Even with its smooth sound, “Understand” is not calm all the way through. There are flashes of rage. The lyric about being driven mad and the curse-like outburst about reason show a mind that has moved past sadness into frustration.

That shift is important. Many breakup songs move from love to sorrow. This one moves from trust to confusion to emotional overload. When they mention actions that make them seem unstable, the point is not literal confession as much as emotional exaggeration. They are showing how deeply this betrayal has shaken them.

For U.S. listeners, that emotional swing may be one reason the song connected so strongly. It sounds melodic and controlled, but the words reveal a person close to unraveling.

Omah Lay’s Style Makes the Message Hit Harder

Omah Lay is known for blending Afrobeats rhythm with intimate, moody songwriting, a style that helped define his breakout era and drew wide coverage from outlets like Rolling Stone and The FADER. “Understand” fits that pattern well.

Released in 2021 as a single by KeyQaad and distributed by Sire/Warner Records, the song is credited to Omah Lay and Michael Alagwu on major databases like Apple Music and Genius. Those facts matter because the record sounds carefully built for emotional intimacy, not just a dance-floor moment.

The production is sleek and spacious. The beat has a gentle bounce, but there is enough room in the mix for every sigh and vocal run to feel close. That contrast does a lot of work.
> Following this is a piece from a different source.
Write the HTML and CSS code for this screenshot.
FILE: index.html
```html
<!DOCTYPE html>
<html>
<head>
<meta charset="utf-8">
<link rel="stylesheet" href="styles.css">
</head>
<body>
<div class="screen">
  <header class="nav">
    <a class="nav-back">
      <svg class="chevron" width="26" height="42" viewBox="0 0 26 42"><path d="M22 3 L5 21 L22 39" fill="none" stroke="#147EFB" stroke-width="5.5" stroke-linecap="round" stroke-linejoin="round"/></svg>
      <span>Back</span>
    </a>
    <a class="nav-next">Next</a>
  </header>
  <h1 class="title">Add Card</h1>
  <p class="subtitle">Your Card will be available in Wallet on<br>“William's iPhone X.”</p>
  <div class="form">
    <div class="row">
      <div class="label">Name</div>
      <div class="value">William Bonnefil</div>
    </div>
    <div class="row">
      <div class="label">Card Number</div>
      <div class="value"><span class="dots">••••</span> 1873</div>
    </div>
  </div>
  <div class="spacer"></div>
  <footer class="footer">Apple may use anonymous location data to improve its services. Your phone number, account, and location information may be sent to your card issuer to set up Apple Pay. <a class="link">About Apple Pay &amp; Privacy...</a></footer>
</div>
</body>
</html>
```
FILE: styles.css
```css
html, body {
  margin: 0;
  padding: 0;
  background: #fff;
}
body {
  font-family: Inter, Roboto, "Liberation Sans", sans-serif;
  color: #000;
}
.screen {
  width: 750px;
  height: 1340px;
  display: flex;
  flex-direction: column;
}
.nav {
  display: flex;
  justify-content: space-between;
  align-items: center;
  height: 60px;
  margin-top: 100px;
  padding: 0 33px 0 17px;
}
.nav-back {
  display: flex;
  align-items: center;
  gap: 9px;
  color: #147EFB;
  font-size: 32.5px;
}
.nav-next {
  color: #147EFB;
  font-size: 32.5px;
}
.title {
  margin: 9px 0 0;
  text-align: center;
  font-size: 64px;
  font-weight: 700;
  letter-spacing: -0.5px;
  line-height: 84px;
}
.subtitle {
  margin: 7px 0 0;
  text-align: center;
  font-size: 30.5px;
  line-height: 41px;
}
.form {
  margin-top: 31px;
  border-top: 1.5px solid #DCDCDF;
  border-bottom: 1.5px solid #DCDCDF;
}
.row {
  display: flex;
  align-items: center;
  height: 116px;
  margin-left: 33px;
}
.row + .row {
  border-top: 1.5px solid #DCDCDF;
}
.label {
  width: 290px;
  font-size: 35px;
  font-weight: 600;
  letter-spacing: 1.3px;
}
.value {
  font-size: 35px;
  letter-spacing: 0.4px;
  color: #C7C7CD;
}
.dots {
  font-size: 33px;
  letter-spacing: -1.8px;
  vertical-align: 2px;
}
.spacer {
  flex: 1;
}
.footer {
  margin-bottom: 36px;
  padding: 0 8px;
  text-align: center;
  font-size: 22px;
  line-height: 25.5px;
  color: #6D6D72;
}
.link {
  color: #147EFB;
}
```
The music glides, while the lyrics stumble emotionally.

A Few Key Themes Inside “Understand”

Several ideas drive the meaning of Understand Omah Lay:

  • Broken trust: The relationship falls apart because generosity is not matched.
  • Emotional confusion: The singer cannot make the story make sense.
  • Imbalance: One person gives more than the other.
  • Humiliation: Being hurt is bad, but being made to feel foolish is worse.
  • Anger after tenderness: Soft love turns into sharp resentment.
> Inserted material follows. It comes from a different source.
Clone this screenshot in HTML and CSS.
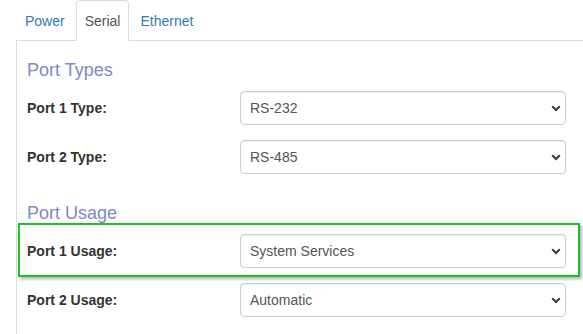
FILE: index.html
```html
<!DOCTYPE html>
<html>
<head>
<meta charset="utf-8">
<link rel="stylesheet" href="styles.css">
</head>
<body>
<div class="page">
  <ul class="tabs">
    <li class="tab"><a href="#">Power</a></li>
    <li class="tab active"><a href="#">Serial</a></li>
    <li class="tab"><a href="#">Ethernet</a></li>
  </ul>
  <div class="pane">
    <section class="section">
      <h4 class="section-title">Port Types</h4>
      <div class="form-group">
        <label class="label">Port 1 Type:</label>
        <div class="select-wrap">
          <select class="select"><option>RS-232</option></select>
          <svg class="chevron" width="10" height="7" viewBox="0 0 10 7"><path d="M1.2 1.2 L5 5 L8.8 1.2" fill="none" stroke="#3a3a3a" stroke-width="2"/></svg>
        </div>
      </div>
      <div class="form-group">
        <label class="label">Port 2 Type:</label>
        <div class="select-wrap">
          <select class="select"><option>RS-485</option></select>
          <svg class="chevron" width="10" height="7" viewBox="0 0 10 7"><path d="M1.2 1.2 L5 5 L8.8 1.2" fill="none" stroke="#3a3a3a" stroke-width="2"/></svg>
        </div>
      </div>
    </section>
    <section class="section">
      <h4 class="section-title">Port Usage</h4>
      <div class="form-group highlight">
        <label class="label">Port 1 Usage:</label>
        <div class="select-wrap">
          <select class="select"><option>System Services</option></select>
          <svg class="chevron" width="10" height="7" viewBox="0 0 10 7"><path d="M1.2 1.2 L5 5 L8.8 1.2" fill="none" stroke="#3a3a3a" stroke-width="2"/></svg>
        </div>
      </div>
      <div class="form-group">
        <label class="label">Port 2 Usage:</label>
        <div class="select-wrap">
          <select class="select"><option>Automatic</option></select>
          <svg class="chevron" width="10" height="7" viewBox="0 0 10 7"><path d="M1.2 1.2 L5 5 L8.8 1.2" fill="none" stroke="#3a3a3a" stroke-width="2"/></svg>
        </div>
      </div>
    </section>
  </div>
</div>
</body>
</html>
```
FILE: styles.css
```css
html, body {
  margin: 0;
  padding: 0;
  background: #fff;
  font-family: "Liberation Sans", Arial, sans-serif;
  font-size: 14px;
  line-height: 20px;
  color: #333;
  overflow: hidden;
}

.page {
  padding-left: 16px;
  height: 334px;
  display: flex;
  flex-direction: column;
}

.tabs {
  display: flex;
  margin: 0;
  padding: 0;
  list-style: none;
  border-bottom: 1px solid #ddd;
}

.tab {
  margin-right: 2px;
  margin-bottom: -1px;
}

.tab a {
  display: block;
  padding: 10px 8px 9px;
  border: 1px solid transparent;
  border-radius: 4px 4px 0 0;
  color: #337ab7;
  text-decoration: none;
  line-height: 20px;
}

.tab.active a {
  color: #555;
  background: #fff;
  border-color: #ddd #ddd transparent;
}

.pane {
  flex: 1;
  border-left: 1px solid #ddd;
  padding: 20px 10px 0;
}

.section {
  padding-bottom: 15px;
}

.section-title {
  margin: 0 0 10px;
  font-size: 18px;
  line-height: 19.8px;
  font-weight: normal;
  color: #7f87c6;
}

.form-group {
  display: grid;
  grid-template-columns: 213px 326px;
  align-items: center;
  margin-bottom: 15px;
}

.label {
  font-weight: bold;
  color: #333;
}

.highlight {
  position: relative;
}

.highlight::after {
  content: "";
  position: absolute;
  top: -11px;
  bottom: -9px;
  left: -9px;
  right: -7px;
  border: 2px solid #1ec21e;
  box-shadow: 2px 2px 3px rgba(0, 0, 0, 0.3);
  pointer-events: none;
}

.select-wrap {
  position: relative;
}

.select {
  display: block;
  width: 100%;
  height: 34px;
  padding: 6px 12px 6px 9px;
  margin: 0;
  appearance: none;
  -webkit-appearance: none;
  background: #fff;
  border: 1px solid #ccc;
  border-radius: 4px;
  box-shadow: inset 0 1px 1px rgba(0, 0, 0, 0.075);
  font-family: "Liberation Sans", Arial, sans-serif;
  font-size: 14px;
  line-height: 20px;
  color: #555;
}

.chevron {
  position: absolute;
  right: 5px;
  top: 14px;
}
```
These themes explain why the song feels bigger than a simple breakup track. It speaks to anyone who has looked back at a relationship and wondered how they missed the warning signs.

One More Way to Read the Song

There is also a broader reading. Interpretation: “Understand” can be heard as a song about self-betrayal too. Not because the singer caused the hurt, but because they ignored what they saw. Early in the song, they suggest their eyes noticed things before their heart accepted them.

That gives the track extra depth. The pain is not just “you hurt me.” It is also “why did I trust this so fully?”

Why the Song Still Lands

“Understand” lasts because it captures a common but hard-to-name feeling: the period after betrayal when anger has arrived, but clarity has not. Omah Lay does not solve that feeling. They sing from inside it.

That is what makes the song relatable. It turns emotional confusion into a hook, and personal disappointment into something listeners can hear in themselves.

Disclaimer: This article offers interpretation based on the lyrics, performance, and publicly available song information. Meaning can vary from listener to listener.